WHAT IS ASKED - Retype every line from the top of the entries down to the one with "while (filled.length <", both included, and skip the pictures.

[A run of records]
[start]

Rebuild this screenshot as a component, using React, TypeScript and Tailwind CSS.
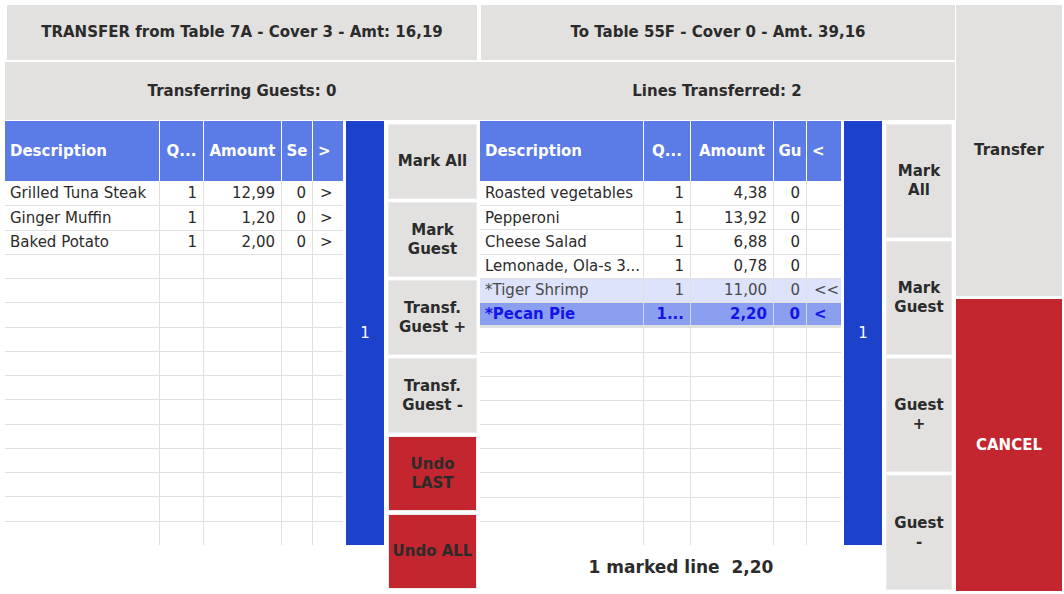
import React from 'react';

type Row = {
  desc: string;
  qty: string;
  amt: string;
  gu: string;
  arrow: string;
  kind?: 'pending' | 'marked';
};

const leftRows: Row[] = [
  { desc: 'Grilled Tuna Steak', qty: '1', amt: '12,99', gu: '0', arrow: '>' },
  { desc: 'Ginger Muffin', qty: '1', amt: '1,20', gu: '0', arrow: '>' },
  { desc: 'Baked Potato', qty: '1', amt: '2,00', gu: '0', arrow: '>' },
];

const rightRows: Row[] = [
  { desc: 'Roasted vegetables', qty: '1', amt: '4,38', gu: '0', arrow: '' },
  { desc: 'Pepperoni', qty: '1', amt: '13,92', gu: '0', arrow: '' },
  { desc: 'Cheese Salad', qty: '1', amt: '6,88', gu: '0', arrow: '' },
  { desc: 'Lemonade, Ola-s 3...', qty: '1', amt: '0,78', gu: '0', arrow: '' },
  { desc: '*Tiger Shrimp', qty: '1', amt: '11,00', gu: '0', arrow: '<<', kind: 'pending' },
  { desc: '*Pecan Pie', qty: '1...', amt: '2,20', gu: '0', arrow: '<', kind: 'marked' },
];

const font = "font-['DejaVu_Sans',sans-serif]";

interface GridProps {
  cols: string;
  heads: string[];
  rows: Row[];
}

const ItemGrid: React.FC<GridProps> = ({ cols, heads, rows }) => {
  const filled: (Row | null)[] = [...rows];
  while (filled.length < 15) filled.push(null);

  return (
    <div className="flex flex-col">
      <div className={`grid ${cols} h-[60px] bg-[#5b7be6] text-white font-bold text-[15px]`}>
        {heads.map((h, i) => (
          <div
            key={i}
            className={`flex items-center ${i === 0 ? 'pl-[5px]' : 'justify-center'} ${
              i < heads.length - 1 ? 'border-r border-white' : ''
            } ${i === heads.length - 1 ? 'justify-start pl-[5px]' : ''}`}
          >
            {h}
          </div>
        ))}
      </div>
      <div className="grid grid-rows-[repeat(15,1fr)] h-[364px]">
        {filled.map((r, i) => {
          const bg =
            r?.kind === 'pending'
              ? 'bg-[#dde3fa] text-[#4a4a4a]'
              : r?.kind === 'marked'
              ? 'bg-[#8a9fef] text-[#1414e6] font-bold border-b-2 border-[#b7c4f5]'
              : 'text-[#2b2b2b]';
          const line = r?.kind === 'marked' ? 'border-white/60' : 'border-[#e0e0e0]';
          return (
            <div
              key={i}
              className={`grid ${cols} text-[15px] ${bg} ${i > 0 ? 'border-t border-[#e0e0e0]' : ''}`}
            >
              <div className={`flex items-center pl-[5px] border-r ${line} whitespace-nowrap overflow-hidden`}>
                {r?.desc}
              </div>
              <div className={`flex items-center justify-end pr-[6px] border-r ${line}`}>{r?.qty}</div>
              <div className={`flex items-center justify-end pr-[6px] border-r ${line}`}>{r?.amt}</div>
              <div className={`flex items-center justify-end pr-[6px] border-r ${line}`}>{r?.gu}</div>
              <div className="flex items-center pl-[7px]">{r?.arrow}</div>
            </div>
          );
        })}
      </div>
    </div>
  );
};

const Scroll: React.FC = () => (
  <div className="h-[424px] bg-[#1c41cb] text-white text-[15px] flex items-center justify-center">1</div>
);

const Btn: React.FC<{ children: React.ReactNode; red?: boolean; className?: string }> = ({
  children,
  red,
  className,
}) => (
  <div
    className={`flex items-center justify-center text-center font-bold text-[15px] leading-[19px] border border-[#ececec] ${
      red ? 'bg-[#c3262f] text-[#2b2b2b]' : 'bg-[#e2e1df] text-[#2b2b2b]'
    } ${className ?? ''}`}
  >
    {children}
  </div>
);

export default function App() {
  return (
    <div className={`w-[1064px] h-[594px] bg-white overflow-hidden flex gap-[1px] pt-[5px] pl-[5px] ${font}`}>
      <div className="w-[950px] flex flex-col">
        <div className="flex gap-[4px] pl-[2px] h-[55px] text-[15px] font-bold text-[#2b2b2b]">
          <div className="w-[470px] bg-[#e2e1df] flex items-center justify-center">
            TRANSFER from Table 7A - Cover 3 - Amt: 16,19
          </div>
          <div className="flex-1 bg-[#e2e1df] flex items-center justify-center">
            To Table 55F - Cover 0 - Amt. 39,16
          </div>
        </div>
        <div className="mt-[2px] h-[58px] bg-[#e2e1df] flex text-[15px] font-bold text-[#2b2b2b]">
          <div className="w-[474px] flex items-center justify-center">Transferring Guests: 0</div>
          <div className="flex-1 flex items-center justify-center">Lines Transferred: 2</div>
        </div>
        <div className="mt-[1px] flex">
          <div className="w-[338px]">
            <ItemGrid
              cols="grid-cols-[155px_44px_78px_31px_30px]"
              heads={['Description', 'Q...', 'Amount', 'Se', '>']}
              rows={leftRows}
            />
          </div>
          <div className="ml-[3px] w-[38px]">
            <Scroll />
          </div>
          <div className="ml-[4px] w-[89px] pt-[3px] flex flex-col gap-[3px]">
            <Btn className="h-[75px]">Mark All</Btn>
            <Btn className="h-[75px]">
              Mark
              <br />
              Guest
            </Btn>
            <Btn className="h-[75px]">
              Transf.
              <br />
              Guest +
            </Btn>
            <Btn className="h-[75px]">
              Transf.
              <br />
              Guest -
            </Btn>
            <Btn red className="h-[75px]">
              Undo
              <br />
              LAST
            </Btn>
            <Btn red className="h-[75px]">Undo ALL</Btn>
          </div>
          <div className="ml-[3px] w-[402px] flex flex-col">
            <div className="flex">
              <div className="w-[361px]">
                <ItemGrid
                  cols="grid-cols-[164px_47px_83px_33px_34px]"
                  heads={['Description', 'Q...', 'Amount', 'Gu', '<']}
                  rows={rightRows}
                />
              </div>
              <div className="ml-[3px] w-[38px]">
                <Scroll />
              </div>
            </div>
            <div className="flex-1 flex items-center justify-center text-[17px] font-bold text-[#2b2b2b] whitespace-pre">
              1 marked line  2,20
            </div>
          </div>
          <div className="ml-[4px] w-[66px] pt-[3px] flex flex-col gap-[3px]">
            <Btn className="h-[114px]">
              Mark
              <br />
              All
            </Btn>
            <Btn className="h-[114px]">
              Mark
              <br />
              Guest
            </Btn>
            <Btn className="h-[114px]">
              Guest
              <br />+
            </Btn>
            <Btn className="h-[115px]">
              Guest
              <br />-
            </Btn>
          </div>
        </div>
      </div>
      <div className="w-[106px] flex flex-col gap-[3px]">
        <div className="h-[291px] bg-[#e2e1df] flex items-center justify-center font-bold text-[15px] text-[#2b2b2b]">
          Transfer
        </div>
        <div className="h-[292px] bg-[#c3262f] flex items-center justify-center font-bold text-[15px] text-white">
          CANCEL
        </div>
      </div>
    </div>
  );
}
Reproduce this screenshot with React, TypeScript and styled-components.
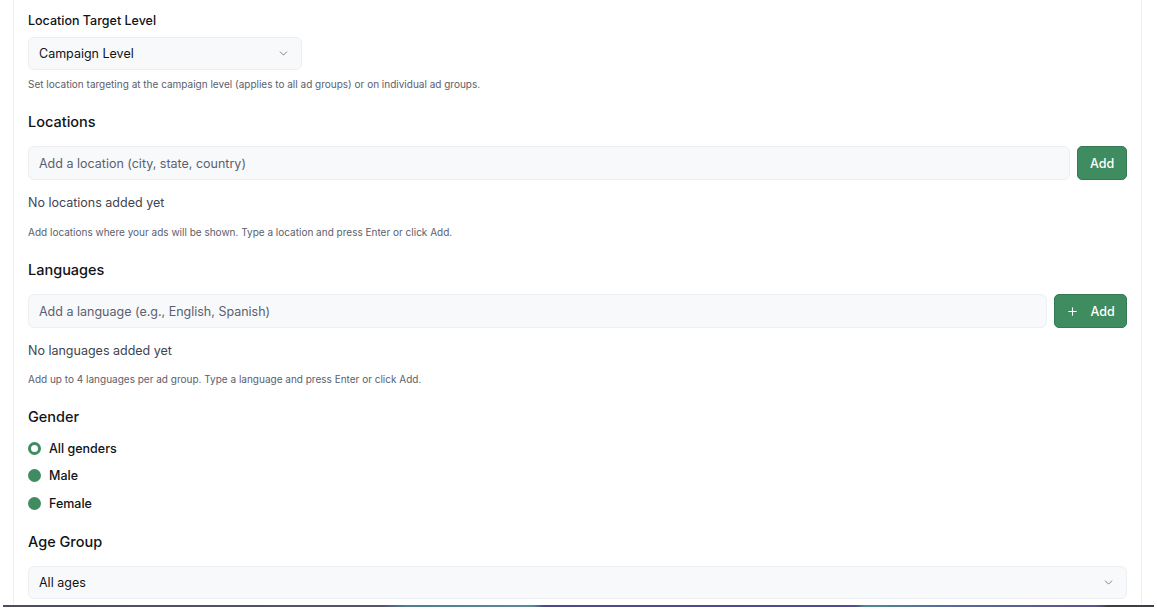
import React from "react";
import styled, { createGlobalStyle } from "styled-components";
import { ChevronDown, Plus } from "lucide-react";

const Global = createGlobalStyle`
  html, body { margin: 0; padding: 0; background: #ffffff; }
  body { font-family: Inter, "Noto Sans", "Liberation Sans", sans-serif; color: #111318; -webkit-font-smoothing: antialiased; }
  * { box-sizing: border-box; }
`;

const Page = styled.div`
  width: 1157px;
  height: 615px;
  overflow: hidden;
  background: #ffffff;
  display: flex;
  flex-direction: column;
`;

const Panel = styled.div`
  margin: 0 15px 0 13px;
  height: 605px;
  border-left: 1px solid #eff0f4;
  border-right: 1px solid #eff0f4;
  padding: 12px 14px 0 14px;
  display: flex;
  flex-direction: column;
  gap: 19px;
`;

const Strip = styled.div`
  height: 2px;
  margin: 0 3px;
  background: linear-gradient(
    90deg,
    #4b4c5c 0%,
    #55566a 33%,
    #4f7e8e 35%,
    #5c8a96 46%,
    #4c4a84 47%,
    #4f4d8a 74%,
    #4e8a8f 75%,
    #5a6a9a 82%,
    #5a5488 95%,
    #3d3d44 96%,
    #3d3d44 100%
  );
`;

const Section = styled.section`
  display: flex;
  flex-direction: column;
`;

const Label = styled.div`
  font-size: 12.5px;
  line-height: 18px;
  font-weight: 500;
  color: #111318;
  margin-bottom: 7px;
`;

const Heading = styled.h3<{ $mb: number }>`
  margin: 0 0 ${(p) => p.$mb}px;
  font-size: 14.5px;
  line-height: 22px;
  font-weight: 500;
  color: #111318;
`;

const SelectBox = styled.div<{ $width?: string }>`
  width: ${(p) => p.$width || "100%"};
  height: 33px;
  background: #f8f9fb;
  border: 1px solid #eceef2;
  border-radius: 6px;
  display: flex;
  align-items: center;
  justify-content: space-between;
  padding: 0 11px 0 10px;
  font-size: 12.5px;
  color: #111318;
  svg { color: #6b7280; }
`;

const Help = styled.p<{ $mt: number }>`
  margin: ${(p) => p.$mt}px 0 0;
  font-size: 10px;
  line-height: 16px;
  color: #5b606b;
`;

const Row = styled.div`
  display: flex;
  gap: 7px;
  height: 34px;
`;

const Input = styled.input`
  flex: 1;
  height: 34px;
  background: #f8f9fb;
  border: 1px solid #eceef2;
  border-radius: 6px;
  padding: 0 10px;
  font-family: inherit;
  font-size: 12.5px;
  color: #111318;
  outline: none;
  &::placeholder { color: #5a6070; }
`;

const AddButton = styled.button<{ $w: number }>`
  width: ${(p) => p.$w}px;
  height: 34px;
  background: #3e8c60;
  border: 1px solid #357a53;
  border-radius: 5px;
  color: #ffffff;
  font-family: inherit;
  font-size: 12.5px;
  font-weight: 500;
  display: flex;
  align-items: center;
  justify-content: center;
  gap: 11px;
  padding: 0;
`;

const Empty = styled.div`
  margin-top: 14px;
  font-size: 12.5px;
  line-height: 18px;
  color: #3f4450;
`;

const RadioList = styled.div`
  display: flex;
  flex-direction: column;
  gap: 9.5px;
`;

const RadioRow = styled.label`
  display: flex;
  align-items: center;
  gap: 8px;
  height: 18px;
  font-size: 12.5px;
  font-weight: 500;
  color: #111318;
`;

const Dot = styled.span<{ $ring?: boolean }>`
  width: 13px;
  height: 13px;
  border-radius: 50%;
  background: ${(p) => (p.$ring ? "#ffffff" : "#3e8c60")};
  border: ${(p) => (p.$ring ? "3px solid #3e8c60" : "none")};
  flex-shrink: 0;
`;

export default function App() {
  return (
    <Page>
      <Global />
      <Panel>
        <Section>
          <Label>Location Target Level</Label>
          <SelectBox $width="274px">
            <span>Campaign Level</span>
            <ChevronDown size={13} strokeWidth={1.6} />
          </SelectBox>
          <Help $mt={6}>
            Set location targeting at the campaign level (applies to all ad groups) or on individual ad groups.
          </Help>
        </Section>

        <Section>
          <Heading $mb={13}>Locations</Heading>
          <Row>
            <Input placeholder="Add a location (city, state, country)" />
            <AddButton $w={50}>Add</AddButton>
          </Row>
          <Empty>No locations added yet</Empty>
          <Help $mt={12}>
            Add locations where your ads will be shown. Type a location and press Enter or click Add.
          </Help>
        </Section>

        <Section>
          <Heading $mb={13}>Languages</Heading>
          <Row>
            <Input placeholder="Add a language (e.g., English, Spanish)" />
            <AddButton $w={73}>
              <Plus size={13} strokeWidth={2} />
              <span>Add</span>
            </AddButton>
          </Row>
          <Empty>No languages added yet</Empty>
          <Help $mt={11}>
            Add up to 4 languages per ad group. Type a language and press Enter or click Add.
          </Help>
        </Section>

        <Section>
          <Heading $mb={11}>Gender</Heading>
          <RadioList>
            <RadioRow>
              <Dot $ring />
              All genders
            </RadioRow>
            <RadioRow>
              <Dot />
              Male
            </RadioRow>
            <RadioRow>
              <Dot />
              Female
            </RadioRow>
          </RadioList>
        </Section>

        <Section>
          <Heading $mb={13}>Age Group</Heading>
          <SelectBox>
            <span>All ages</span>
            <ChevronDown size={13} strokeWidth={1.6} />
          </SelectBox>
        </Section>
      </Panel>
      <Strip />
    </Page>
  );
}
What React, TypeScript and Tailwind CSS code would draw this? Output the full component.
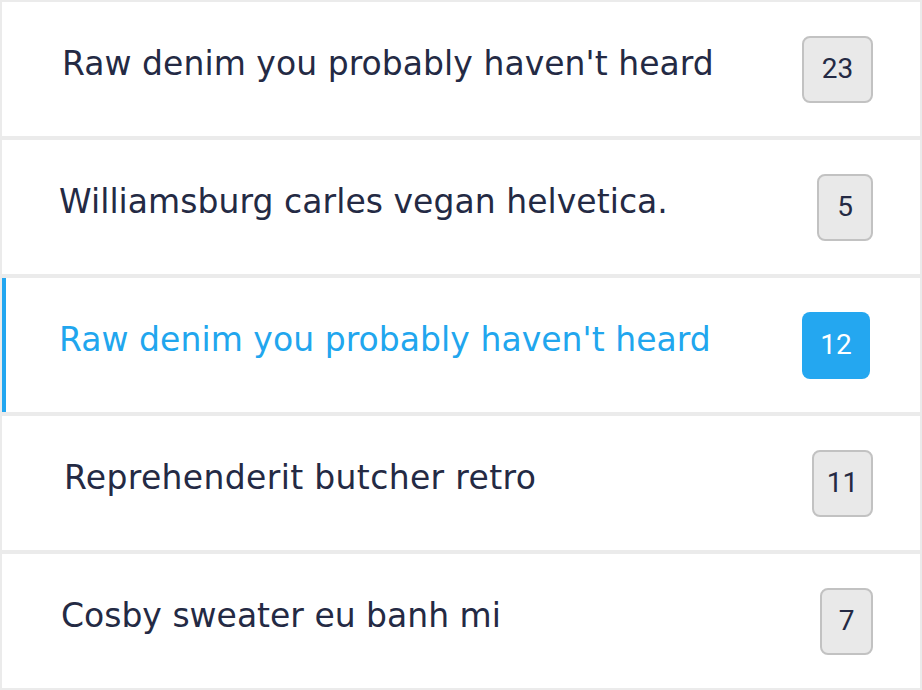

[end]

SOLUTION -
Rebuild this screenshot as a component, using React, TypeScript and Tailwind CSS.
import React from 'react';

type Row = {
  desc: string;
  qty: string;
  amt: string;
  gu: string;
  arrow: string;
  kind?: 'pending' | 'marked';
};

const leftRows: Row[] = [
  { desc: 'Grilled Tuna Steak', qty: '1', amt: '12,99', gu: '0', arrow: '>' },
  { desc: 'Ginger Muffin', qty: '1', amt: '1,20', gu: '0', arrow: '>' },
  { desc: 'Baked Potato', qty: '1', amt: '2,00', gu: '0', arrow: '>' },
];

const rightRows: Row[] = [
  { desc: 'Roasted vegetables', qty: '1', amt: '4,38', gu: '0', arrow: '' },
  { desc: 'Pepperoni', qty: '1', amt: '13,92', gu: '0', arrow: '' },
  { desc: 'Cheese Salad', qty: '1', amt: '6,88', gu: '0', arrow: '' },
  { desc: 'Lemonade, Ola-s 3...', qty: '1', amt: '0,78', gu: '0', arrow: '' },
  { desc: '*Tiger Shrimp', qty: '1', amt: '11,00', gu: '0', arrow: '<<', kind: 'pending' },
  { desc: '*Pecan Pie', qty: '1...', amt: '2,20', gu: '0', arrow: '<', kind: 'marked' },
];

const font = "font-['DejaVu_Sans',sans-serif]";

interface GridProps {
  cols: string;
  heads: string[];
  rows: Row[];
}

const ItemGrid: React.FC<GridProps> = ({ cols, heads, rows }) => {
  const filled: (Row | null)[] = [...rows];
  while (filled.length < 15) filled.push(null);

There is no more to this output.